Single-shot sorting of Mössbauer time-domain data at X-ray free-electron lasers

Abstract

Mössbauer spectroscopy is widely used to study structure and dynamics of matter with remarkably high energy resolution, provided by the narrow nuclear resonance line widths. However, the narrow width implies low count rates, such that experiments commonly average over extended measurement times or many x-ray pulses (``shots''). This averaging impedes the study of non-equilibrium phenomena. It has been suggested that X-ray free-electron lasers (XFELs) could enable Mössbauer single-shot measurements without averaging, and a proof-of-principle demonstration has been reported.
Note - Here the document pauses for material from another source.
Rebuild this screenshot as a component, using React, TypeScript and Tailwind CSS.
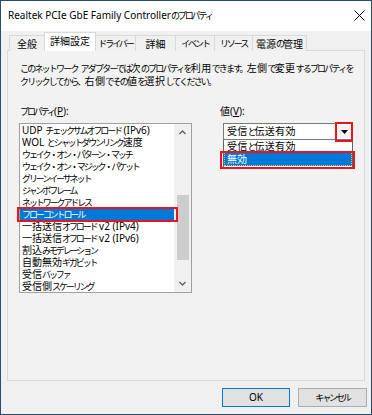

However, so far, only a tiny fraction of all shots resulted in signal-photon numbers which are sufficiently high for a single-shot analysis. Here, we demonstrate coherent nuclear-forward-scattering of self-seeded XFEL radiation, with up to 900 signal-photons per shot. We develop a sorting approach which allows us to include all data on a single-shot level, independent of the signal content of the individual shots. It utilizes the presence of different dynamics classes, i.e. different nuclear evolutions after each excitation. Each shot is assigned to one of the classes, which can then be analyzed separately. Our approach determines the classes from the data without requiring theory modeling nor prior knowledge on the dynamics, making it also applicable to unknown phenomena. We envision that our approach opens up new grounds for Mössbauer science, enabling the study of out-of-equilibrium transient dynamics of the nuclei or their environment.